** Start Task inputs **

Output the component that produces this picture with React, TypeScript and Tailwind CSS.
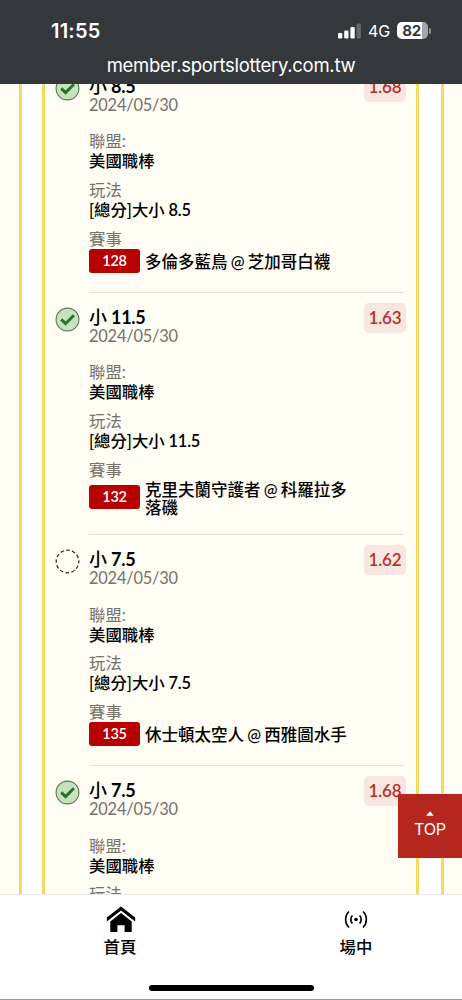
import React from 'react';

type Bet = {
  pick: string;
  odds: string;
  hit: boolean;
  line: string;
  code: string;
  match: string;
};

const bets: Bet[] = [
  { pick: '8.5', odds: '1.68', hit: true, line: '8.5', code: '128', match: '多倫多藍鳥 @ 芝加哥白襪' },
  { pick: '11.5', odds: '1.63', hit: true, line: '11.5', code: '132', match: '克里夫蘭守護者 @ 科羅拉多落磯' },
  { pick: '7.5', odds: '1.62', hit: false, line: '7.5', code: '135', match: '休士頓太空人 @ 西雅圖水手' },
  { pick: '7.5', odds: '1.68', hit: true, line: '7.5', code: '136', match: '' },
];

function HitIcon() {
  return (
    <svg className="size-[25px]" viewBox="0 0 25 25" fill="none">
      <circle cx="12.5" cy="12.5" r="11.4" fill="#c6e3bd" stroke="#557950" strokeWidth="1.1" />
      <path d="M6.2 12.4l4.4 4.2 8.3-8.3" stroke="#2b7329" strokeWidth="2.9" />
    </svg>
  );
}

function PendingIcon() {
  return (
    <svg className="size-[25px]" viewBox="0 0 25 25" fill="none">
      <circle cx="12.5" cy="12.5" r="11.3" stroke="#222" strokeWidth="1.2" strokeDasharray="3.55 2.37" strokeDashoffset="1.7" />
    </svg>
  );
}

function Field({ label, value, amount }: { label: string; value: string; amount?: string }) {
  return (
    <div className="mb-[9px] text-[16.4px]">
      <div className="h-5 leading-5 text-[#73726d]">{label}</div>
      <div className="h-[19.7px] whitespace-pre font-medium leading-[19.7px] text-black">
        {value}
        {amount && <span className="font-semibold tracking-[-0.2px]"> {amount}</span>}
      </div>
    </div>
  );
}

function BetItem({ bet }: { bet: Bet }) {
  return (
    <article className="flex pt-[14px]">
      <div className="w-[34px] shrink-0 pt-[0.5px]">{bet.hit ? <HitIcon /> : <PendingIcon />}</div>
      <div className="w-[315px] border-b border-[#e2e2de]">
        <div className="flex h-[55.7px] items-start justify-between">
          <div>
            <h2 className="h-5 whitespace-nowrap text-[18px] font-medium leading-5 text-black">
              小<span className="font-bold tracking-[-0.3px]"> {bet.pick}</span>
            </h2>
            <p className="-mt-[0.6px] text-[16.4px] leading-5 tracking-[-0.2px] text-[#73726d]">2024/05/30</p>
          </div>
          <div className="-mr-[2px] -mt-[4px] flex h-[30px] w-[42px] items-center justify-center rounded-[5px] bg-[#f8e7e0] text-[17px] font-semibold tracking-[-0.2px] text-[#b7302a]">
            {bet.odds}
          </div>
        </div>
        <Field label="聯盟:" value="美國職棒" />
        <Field label="玩法" value="[總分]大小" amount={bet.line} />
        <div className="h-5 text-[16.4px] leading-5 text-[#73726d]">賽事</div>
        <div className="mb-[19px] flex min-h-6 items-center">
          <span className="mr-[5px] flex h-6 w-[51px] shrink-0 items-center justify-center rounded-[3px] bg-[#b70000] text-[14.5px] font-semibold tracking-[-0.3px] text-white">
            {bet.code}
          </span>
          <span className="-mb-[2px] w-[206px] pt-[1px] text-[16.5px] font-medium leading-[18.1px] text-black [word-spacing:-1px]">
            {bet.match}
          </span>
        </div>
      </div>
    </article>
  );
}

function Header() {
  return (
    <header className="h-[84px] shrink-0 bg-[#35383b] font-['Inter',sans-serif] text-white">
      <div className="flex h-[54px] items-end justify-between pl-[51px] pr-[31px]">
        <span className="h-[34px] text-[20px] font-semibold leading-[22px] tracking-[0.2px]">11:55</span>
        <div className="flex h-[34px] items-start pt-[2px]">
          <svg className="mt-[1px] h-[18px] w-[24px]" viewBox="0 0 24 18">
            <rect x="0" y="10" width="4.3" height="5.5" rx="1.2" fill="#fff" />
            <rect x="6.2" y="7.5" width="4.3" height="8" rx="1.2" fill="#fff" />
            <rect x="12.4" y="4" width="4.3" height="11.5" rx="1.2" fill="#fff" />
            <rect x="18.6" y="0.6" width="4.3" height="14.9" rx="1.2" fill="#66696b" />
          </svg>
          <span className="ml-[6px] w-[24px] whitespace-nowrap text-[16px] leading-[19px]">4G</span>
          <span className="relative ml-[5px] h-[17px] w-[31px] overflow-hidden rounded-[5px] bg-[linear-gradient(to_right,#fff_82%,#a4a6a8_82%)] pr-[2px] text-center text-[15px] font-bold leading-[17px] tracking-[-0.3px] text-[#35383b]">
            82
          </span>
          <span className="ml-px mt-[6px] h-[6px] w-[2px] rounded-r-full bg-[#96989a]" />
        </div>
      </div>
      <div className="text-center text-[18.5px] leading-[23px] tracking-[-0.28px]">member.sportslottery.com.tw</div>
    </header>
  );
}

function Footer() {
  return (
    <nav className="flex h-[106px] shrink-0 flex-col border-b border-t border-b-[#999] border-t-[#e8e8e8] bg-white text-black">
      <div className="flex h-[90px]">
        <div className="flex w-[240px] flex-col items-center">
          <svg className="ml-[2px] mt-[11px] h-[27px] w-[30px]" viewBox="0 0 30 27">
            <path d="M15 0.4L0.8 11.5v4L15 4.5l14.2 11v-4z" />
            <path d="M15 7L4.3 15.5V26H11.4V19.2h7.2V26h7.1V15.5z" />
          </svg>
          <span className="mt-[2px] text-[16.4px] font-medium leading-6">首頁</span>
        </div>
        <div className="flex w-[222px] flex-col items-center pl-[10px]">
          <svg className="mt-[15px] h-[19px] w-[24px]" viewBox="0 0 24 19" fill="none" stroke="#000" strokeWidth="1.7">
            <circle cx="12" cy="9.5" r="1.8" fill="#000" stroke="none" />
            <path d="M8.4 5.5a5.8 5.8 0 0 0 0 8M15.6 5.5a5.8 5.8 0 0 1 0 8M5 1.5a11.2 11.2 0 0 0 0 16M19 1.5a11.2 11.2 0 0 1 0 16" />
          </svg>
          <span className="mt-[6px] text-[16.4px] font-medium leading-6">場中</span>
        </div>
      </div>
      <div className="mx-auto h-[6px] w-[165px] rounded-full bg-black" />
    </nav>
  );
}

export default function App() {
  return (
    <div className="relative flex h-[1000px] w-[462px] flex-col overflow-hidden bg-white font-['Lato','Noto_Sans_CJK_TC',sans-serif]">
      <Header />
      <main className="flex h-[810px] shrink-0">
        <div className="w-[21.5px] border-r-[3px] border-[#f1dc60] bg-[#fffdf4]" />
        <section className="ml-[20.5px] h-[810px] w-[377px] overflow-hidden border-x-[3px] border-[#f1dc60] bg-[#fffdf4]">
          <div className="-mt-[22.4px] pl-[10px]">
            {bets.map((bet, i) => (
              <BetItem key={i} bet={bet} />
            ))}
          </div>
        </section>
        <div className="ml-[22px] flex-1 border-l-[3px] border-[#f1dc60] bg-[#fffdf4]" />
      </main>
      <Footer />
      <button className="absolute bottom-[142px] right-0 flex h-[64px] w-[64px] flex-col items-center bg-[#b5261e] text-white">
        <svg className="mt-[17px] h-[5px] w-[8px]" viewBox="0 0 8 5" fill="currentColor">
          <path d="M4 0.3l3.8 4.4H0.2z" />
        </svg>
        <span className="mt-[2px] font-['Inter',sans-serif] text-[16.2px] leading-[22px] tracking-[-0.3px]">TOP</span>
      </button>
    </div>
  );
}
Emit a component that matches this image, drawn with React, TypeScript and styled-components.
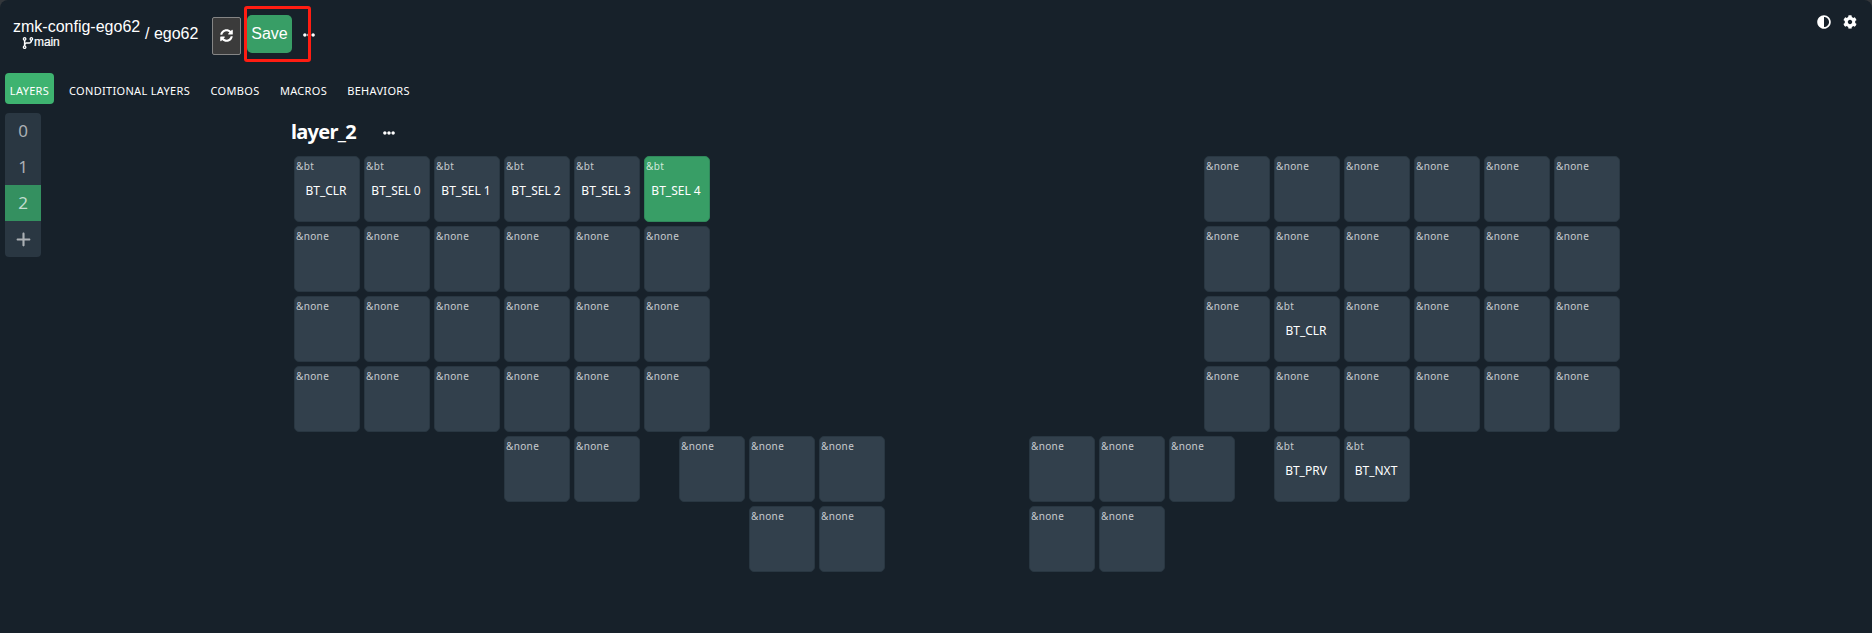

** End Task inputs **

__Task objective__
Omitting all images, print the listing exactly.

__The reply__
Output the component that produces this picture with React, TypeScript and Tailwind CSS.
import React from 'react';

type Bet = {
  pick: string;
  odds: string;
  hit: boolean;
  line: string;
  code: string;
  match: string;
};

const bets: Bet[] = [
  { pick: '8.5', odds: '1.68', hit: true, line: '8.5', code: '128', match: '多倫多藍鳥 @ 芝加哥白襪' },
  { pick: '11.5', odds: '1.63', hit: true, line: '11.5', code: '132', match: '克里夫蘭守護者 @ 科羅拉多落磯' },
  { pick: '7.5', odds: '1.62', hit: false, line: '7.5', code: '135', match: '休士頓太空人 @ 西雅圖水手' },
  { pick: '7.5', odds: '1.68', hit: true, line: '7.5', code: '136', match: '' },
];

function HitIcon() {
  return (
    <svg className="size-[25px]" viewBox="0 0 25 25" fill="none">
      <circle cx="12.5" cy="12.5" r="11.4" fill="#c6e3bd" stroke="#557950" strokeWidth="1.1" />
      <path d="M6.2 12.4l4.4 4.2 8.3-8.3" stroke="#2b7329" strokeWidth="2.9" />
    </svg>
  );
}

function PendingIcon() {
  return (
    <svg className="size-[25px]" viewBox="0 0 25 25" fill="none">
      <circle cx="12.5" cy="12.5" r="11.3" stroke="#222" strokeWidth="1.2" strokeDasharray="3.55 2.37" strokeDashoffset="1.7" />
    </svg>
  );
}

function Field({ label, value, amount }: { label: string; value: string; amount?: string }) {
  return (
    <div className="mb-[9px] text-[16.4px]">
      <div className="h-5 leading-5 text-[#73726d]">{label}</div>
      <div className="h-[19.7px] whitespace-pre font-medium leading-[19.7px] text-black">
        {value}
        {amount && <span className="font-semibold tracking-[-0.2px]"> {amount}</span>}
      </div>
    </div>
  );
}

function BetItem({ bet }: { bet: Bet }) {
  return (
    <article className="flex pt-[14px]">
      <div className="w-[34px] shrink-0 pt-[0.5px]">{bet.hit ? <HitIcon /> : <PendingIcon />}</div>
      <div className="w-[315px] border-b border-[#e2e2de]">
        <div className="flex h-[55.7px] items-start justify-between">
          <div>
            <h2 className="h-5 whitespace-nowrap text-[18px] font-medium leading-5 text-black">
              小<span className="font-bold tracking-[-0.3px]"> {bet.pick}</span>
            </h2>
            <p className="-mt-[0.6px] text-[16.4px] leading-5 tracking-[-0.2px] text-[#73726d]">2024/05/30</p>
          </div>
          <div className="-mr-[2px] -mt-[4px] flex h-[30px] w-[42px] items-center justify-center rounded-[5px] bg-[#f8e7e0] text-[17px] font-semibold tracking-[-0.2px] text-[#b7302a]">
            {bet.odds}
          </div>
        </div>
        <Field label="聯盟:" value="美國職棒" />
        <Field label="玩法" value="[總分]大小" amount={bet.line} />
        <div className="h-5 text-[16.4px] leading-5 text-[#73726d]">賽事</div>
        <div className="mb-[19px] flex min-h-6 items-center">
          <span className="mr-[5px] flex h-6 w-[51px] shrink-0 items-center justify-center rounded-[3px] bg-[#b70000] text-[14.5px] font-semibold tracking-[-0.3px] text-white">
            {bet.code}
          </span>
          <span className="-mb-[2px] w-[206px] pt-[1px] text-[16.5px] font-medium leading-[18.1px] text-black [word-spacing:-1px]">
            {bet.match}
          </span>
        </div>
      </div>
    </article>
  );
}

function Header() {
  return (
    <header className="h-[84px] shrink-0 bg-[#35383b] font-['Inter',sans-serif] text-white">
      <div className="flex h-[54px] items-end justify-between pl-[51px] pr-[31px]">
        <span className="h-[34px] text-[20px] font-semibold leading-[22px] tracking-[0.2px]">11:55</span>
        <div className="flex h-[34px] items-start pt-[2px]">
          <svg className="mt-[1px] h-[18px] w-[24px]" viewBox="0 0 24 18">
            <rect x="0" y="10" width="4.3" height="5.5" rx="1.2" fill="#fff" />
            <rect x="6.2" y="7.5" width="4.3" height="8" rx="1.2" fill="#fff" />
            <rect x="12.4" y="4" width="4.3" height="11.5" rx="1.2" fill="#fff" />
            <rect x="18.6" y="0.6" width="4.3" height="14.9" rx="1.2" fill="#66696b" />
          </svg>
          <span className="ml-[6px] w-[24px] whitespace-nowrap text-[16px] leading-[19px]">4G</span>
          <span className="relative ml-[5px] h-[17px] w-[31px] overflow-hidden rounded-[5px] bg-[linear-gradient(to_right,#fff_82%,#a4a6a8_82%)] pr-[2px] text-center text-[15px] font-bold leading-[17px] tracking-[-0.3px] text-[#35383b]">
            82
          </span>
          <span className="ml-px mt-[6px] h-[6px] w-[2px] rounded-r-full bg-[#96989a]" />
        </div>
      </div>
      <div className="text-center text-[18.5px] leading-[23px] tracking-[-0.28px]">member.sportslottery.com.tw</div>
    </header>
  );
}

function Footer() {
  return (
    <nav className="flex h-[106px] shrink-0 flex-col border-b border-t border-b-[#999] border-t-[#e8e8e8] bg-white text-black">
      <div className="flex h-[90px]">
        <div className="flex w-[240px] flex-col items-center">
          <svg className="ml-[2px] mt-[11px] h-[27px] w-[30px]" viewBox="0 0 30 27">
            <path d="M15 0.4L0.8 11.5v4L15 4.5l14.2 11v-4z" />
            <path d="M15 7L4.3 15.5V26H11.4V19.2h7.2V26h7.1V15.5z" />
          </svg>
          <span className="mt-[2px] text-[16.4px] font-medium leading-6">首頁</span>
        </div>
        <div className="flex w-[222px] flex-col items-center pl-[10px]">
          <svg className="mt-[15px] h-[19px] w-[24px]" viewBox="0 0 24 19" fill="none" stroke="#000" strokeWidth="1.7">
            <circle cx="12" cy="9.5" r="1.8" fill="#000" stroke="none" />
            <path d="M8.4 5.5a5.8 5.8 0 0 0 0 8M15.6 5.5a5.8 5.8 0 0 1 0 8M5 1.5a11.2 11.2 0 0 0 0 16M19 1.5a11.2 11.2 0 0 1 0 16" />
          </svg>
          <span className="mt-[6px] text-[16.4px] font-medium leading-6">場中</span>
        </div>
      </div>
      <div className="mx-auto h-[6px] w-[165px] rounded-full bg-black" />
    </nav>
  );
}

export default function App() {
  return (
    <div className="relative flex h-[1000px] w-[462px] flex-col overflow-hidden bg-white font-['Lato','Noto_Sans_CJK_TC',sans-serif]">
      <Header />
      <main className="flex h-[810px] shrink-0">
        <div className="w-[21.5px] border-r-[3px] border-[#f1dc60] bg-[#fffdf4]" />
        <section className="ml-[20.5px] h-[810px] w-[377px] overflow-hidden border-x-[3px] border-[#f1dc60] bg-[#fffdf4]">
          <div className="-mt-[22.4px] pl-[10px]">
            {bets.map((bet, i) => (
              <BetItem key={i} bet={bet} />
            ))}
          </div>
        </section>
        <div className="ml-[22px] flex-1 border-l-[3px] border-[#f1dc60] bg-[#fffdf4]" />
      </main>
      <Footer />
      <button className="absolute bottom-[142px] right-0 flex h-[64px] w-[64px] flex-col items-center bg-[#b5261e] text-white">
        <svg className="mt-[17px] h-[5px] w-[8px]" viewBox="0 0 8 5" fill="currentColor">
          <path d="M4 0.3l3.8 4.4H0.2z" />
        </svg>
        <span className="mt-[2px] font-['Inter',sans-serif] text-[16.2px] leading-[22px] tracking-[-0.3px]">TOP</span>
      </button>
    </div>
  );
}
Emit a component that matches this image, drawn with React, TypeScript and styled-components.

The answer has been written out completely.